*Problem:*
Omit any picture, and return the remaining data exactly as written.
^^^^^^^^
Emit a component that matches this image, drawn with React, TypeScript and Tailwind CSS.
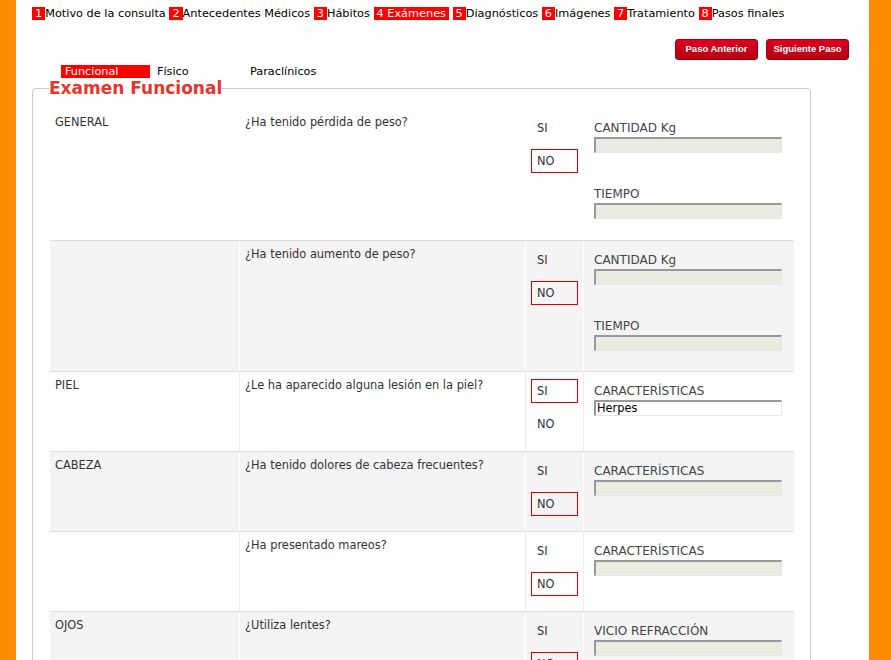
import React from "react";

const steps = [
  "Motivo de la consulta",
  "Antecedentes Médicos",
  "Hábitos",
  "Exámenes",
  "Diagnósticos",
  "Imágenes",
  "Tratamiento",
  "Pasos finales",
];

type Field = { label: string; value?: string };
type Row = {
  group: string;
  question: string;
  answer: "SI" | "NO";
  fields: Field[];
  h: string;
};

const rows: Row[] = [
  {
    group: "GENERAL",
    question: "¿Ha tenido pérdida de peso?",
    answer: "NO",
    fields: [{ label: "CANTIDAD Kg" }, { label: "TIEMPO" }],
    h: "h-[132px]",
  },
  {
    group: "",
    question: "¿Ha tenido aumento de peso?",
    answer: "NO",
    fields: [{ label: "CANTIDAD Kg" }, { label: "TIEMPO" }],
    h: "h-[131px]",
  },
  {
    group: "PIEL",
    question: "¿Le ha aparecido alguna lesión en la piel?",
    answer: "SI",
    fields: [{ label: "CARACTERÍSTICAS", value: "Herpes" }],
    h: "h-[80px]",
  },
  {
    group: "CABEZA",
    question: "¿Ha tenido dolores de cabeza frecuentes?",
    answer: "NO",
    fields: [{ label: "CARACTERÍSTICAS" }],
    h: "h-[80px]",
  },
  {
    group: "",
    question: "¿Ha presentado mareos?",
    answer: "NO",
    fields: [{ label: "CARACTERÍSTICAS" }],
    h: "h-[80px]",
  },
  {
    group: "OJOS",
    question: "¿Utiliza lentes?",
    answer: "NO",
    fields: [{ label: "VICIO REFRACCIÓN" }],
    h: "h-[80px]",
  },
];

function Choice({ text, active }: { text: string; active: boolean }) {
  return (
    <div
      className={`h-[24px] w-[47px] border pl-[5px] leading-[22px] ${
        active ? "border-[#e00000]" : "border-transparent"
      }`}
    >
      {text}
    </div>
  );
}

function TextBox({ value }: { value?: string }) {
  return (
    <div
      className={`mt-[2px] h-[16px] w-[188px] border-t-2 border-l-2 border-r border-b border-t-[#999] border-l-[#999] border-r-[#e6e6e6] border-b-[#e6e6e6] pl-[1px] text-[11.4px] leading-[13px] text-black ${
        value ? "bg-white" : "bg-[#ebebe4]"
      }`}
    >
      {value}
    </div>
  );
}

export default function App() {
  return (
    <div className="h-[660px] overflow-hidden bg-[#ff8c00] font-['DejaVu_Sans',sans-serif]">
      <div className="ml-[16px] h-[660px] w-[853px] bg-white pl-[16px]">
        {/* Steps */}
        <div className="pt-[7px] text-[11.3px] leading-[14px] text-black">
          {steps.map((s, i) =>
            i === 3 ? (
              <span key={s}>
                <span className="bg-[#ff0000] px-[3px] text-white">
                  {i + 1} {s}
                </span>{" "}
              </span>
            ) : (
              <span key={s}>
                <span className="bg-[#ff0000] px-[3px] text-white">{i + 1}</span>
                {s}{" "}
              </span>
            )
          )}
        </div>

        {/* Buttons */}
        <div className="mt-[18px] flex justify-end gap-[8px] pr-[20px]">
          {["Paso Anterior", "Siguiente Paso"].map((b) => (
            <button
              key={b}
              className="h-[21px] w-[83px] rounded-[3px] border border-[#a3000c] bg-gradient-to-b from-[#dc0020] to-[#b8000f] font-['Liberation_Sans',Arial,sans-serif] text-[9.5px] font-bold text-white"
            >
              {b}
            </button>
          ))}
        </div>

        {/* Tabs */}
        <div className="mt-[5px] flex pl-[29px] text-[11.25px] leading-[13px] text-black">
          <div className="mr-[4px] w-[89px] bg-[#ff0000] pl-[4px] text-white">Funcional</div>
          <div className="mr-[4px] w-[89px] pl-[3px]">Físico</div>
          <div className="w-[89px] pl-[3px]">Paraclínicos</div>
        </div>

        {/* Fieldset */}
        <fieldset className="w-[779px] rounded-[4px] border border-[#cccccc] pl-[17px] pr-[16px]">
          <legend className="ml-[-1px] text-[17px] font-bold leading-[20px] text-[#e8352a]">
            Examen Funcional
          </legend>
          <div className="mt-[10px] text-[11.4px] leading-[13px] text-[#333]">
            {rows.map((r, i) => {
              const gray = i % 2 === 1;
              const sep = i === 0 ? "border-transparent" : gray ? "border-white" : "border-[#ececec]";
              return (
                <div
                  key={i}
                  className={`grid grid-cols-[189px_286px_58px_210px] border-t ${
                    i === 0 ? "border-t-transparent" : "border-t-[#dddddd]"
                  } ${gray ? "bg-[#f4f4f4]" : "bg-white"} ${r.h}`}
                >
                  <div className="pl-[5px] pt-[7px]">{r.group}</div>
                  <div className={`border-l pl-[5px] pt-[7px] ${sep}`}>{r.question}</div>
                  <div className={`flex flex-col gap-[9px] border-l pl-[5px] pt-[7px] ${sep}`}>
                    <Choice text="SI" active={r.answer === "SI"} />
                    <Choice text="NO" active={r.answer === "NO"} />
                  </div>
                  <div className={`flex flex-col gap-[34px] border-l pl-[10px] pt-[12px] ${sep}`}>
                    {r.fields.map((f) => (
                      <div key={f.label}>
                        <div className="text-[12px] leading-[14px] text-[#444]">{f.label}</div>
                        <TextBox value={f.value} />
                      </div>
                    ))}
                  </div>
                </div>
              );
            })}
          </div>
        </fieldset>
      </div>
    </div>
  );
}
^^^^^^^^
*Written response:*
Emit a component that matches this image, drawn with React, TypeScript and Tailwind CSS.
import React from "react";

const steps = [
  "Motivo de la consulta",
  "Antecedentes Médicos",
  "Hábitos",
  "Exámenes",
  "Diagnósticos",
  "Imágenes",
  "Tratamiento",
  "Pasos finales",
];

type Field = { label: string; value?: string };
type Row = {
  group: string;
  question: string;
  answer: "SI" | "NO";
  fields: Field[];
  h: string;
};

const rows: Row[] = [
  {
    group: "GENERAL",
    question: "¿Ha tenido pérdida de peso?",
    answer: "NO",
    fields: [{ label: "CANTIDAD Kg" }, { label: "TIEMPO" }],
    h: "h-[132px]",
  },
  {
    group: "",
    question: "¿Ha tenido aumento de peso?",
    answer: "NO",
    fields: [{ label: "CANTIDAD Kg" }, { label: "TIEMPO" }],
    h: "h-[131px]",
  },
  {
    group: "PIEL",
    question: "¿Le ha aparecido alguna lesión en la piel?",
    answer: "SI",
    fields: [{ label: "CARACTERÍSTICAS", value: "Herpes" }],
    h: "h-[80px]",
  },
  {
    group: "CABEZA",
    question: "¿Ha tenido dolores de cabeza frecuentes?",
    answer: "NO",
    fields: [{ label: "CARACTERÍSTICAS" }],
    h: "h-[80px]",
  },
  {
    group: "",
    question: "¿Ha presentado mareos?",
    answer: "NO",
    fields: [{ label: "CARACTERÍSTICAS" }],
    h: "h-[80px]",
  },
  {
    group: "OJOS",
    question: "¿Utiliza lentes?",
    answer: "NO",
    fields: [{ label: "VICIO REFRACCIÓN" }],
    h: "h-[80px]",
  },
];

function Choice({ text, active }: { text: string; active: boolean }) {
  return (
    <div
      className={`h-[24px] w-[47px] border pl-[5px] leading-[22px] ${
        active ? "border-[#e00000]" : "border-transparent"
      }`}
    >
      {text}
    </div>
  );
}

function TextBox({ value }: { value?: string }) {
  return (
    <div
      className={`mt-[2px] h-[16px] w-[188px] border-t-2 border-l-2 border-r border-b border-t-[#999] border-l-[#999] border-r-[#e6e6e6] border-b-[#e6e6e6] pl-[1px] text-[11.4px] leading-[13px] text-black ${
        value ? "bg-white" : "bg-[#ebebe4]"
      }`}
    >
      {value}
    </div>
  );
}

export default function App() {
  return (
    <div className="h-[660px] overflow-hidden bg-[#ff8c00] font-['DejaVu_Sans',sans-serif]">
      <div className="ml-[16px] h-[660px] w-[853px] bg-white pl-[16px]">
        {/* Steps */}
        <div className="pt-[7px] text-[11.3px] leading-[14px] text-black">
          {steps.map((s, i) =>
            i === 3 ? (
              <span key={s}>
                <span className="bg-[#ff0000] px-[3px] text-white">
                  {i + 1} {s}
                </span>{" "}
              </span>
            ) : (
              <span key={s}>
                <span className="bg-[#ff0000] px-[3px] text-white">{i + 1}</span>
                {s}{" "}
              </span>
            )
          )}
        </div>

        {/* Buttons */}
        <div className="mt-[18px] flex justify-end gap-[8px] pr-[20px]">
          {["Paso Anterior", "Siguiente Paso"].map((b) => (
            <button
              key={b}
              className="h-[21px] w-[83px] rounded-[3px] border border-[#a3000c] bg-gradient-to-b from-[#dc0020] to-[#b8000f] font-['Liberation_Sans',Arial,sans-serif] text-[9.5px] font-bold text-white"
            >
              {b}
            </button>
          ))}
        </div>

        {/* Tabs */}
        <div className="mt-[5px] flex pl-[29px] text-[11.25px] leading-[13px] text-black">
          <div className="mr-[4px] w-[89px] bg-[#ff0000] pl-[4px] text-white">Funcional</div>
          <div className="mr-[4px] w-[89px] pl-[3px]">Físico</div>
          <div className="w-[89px] pl-[3px]">Paraclínicos</div>
        </div>

        {/* Fieldset */}
        <fieldset className="w-[779px] rounded-[4px] border border-[#cccccc] pl-[17px] pr-[16px]">
          <legend className="ml-[-1px] text-[17px] font-bold leading-[20px] text-[#e8352a]">
            Examen Funcional
          </legend>
          <div className="mt-[10px] text-[11.4px] leading-[13px] text-[#333]">
            {rows.map((r, i) => {
              const gray = i % 2 === 1;
              const sep = i === 0 ? "border-transparent" : gray ? "border-white" : "border-[#ececec]";
              return (
                <div
                  key={i}
                  className={`grid grid-cols-[189px_286px_58px_210px] border-t ${
                    i === 0 ? "border-t-transparent" : "border-t-[#dddddd]"
                  } ${gray ? "bg-[#f4f4f4]" : "bg-white"} ${r.h}`}
                >
                  <div className="pl-[5px] pt-[7px]">{r.group}</div>
                  <div className={`border-l pl-[5px] pt-[7px] ${sep}`}>{r.question}</div>
                  <div className={`flex flex-col gap-[9px] border-l pl-[5px] pt-[7px] ${sep}`}>
                    <Choice text="SI" active={r.answer === "SI"} />
                    <Choice text="NO" active={r.answer === "NO"} />
                  </div>
                  <div className={`flex flex-col gap-[34px] border-l pl-[10px] pt-[12px] ${sep}`}>
                    {r.fields.map((f) => (
                      <div key={f.label}>
                        <div className="text-[12px] leading-[14px] text-[#444]">{f.label}</div>
                        <TextBox value={f.value} />
                      </div>
                    ))}
                  </div>
                </div>
              );
            })}
          </div>
        </fieldset>
      </div>
    </div>
  );
}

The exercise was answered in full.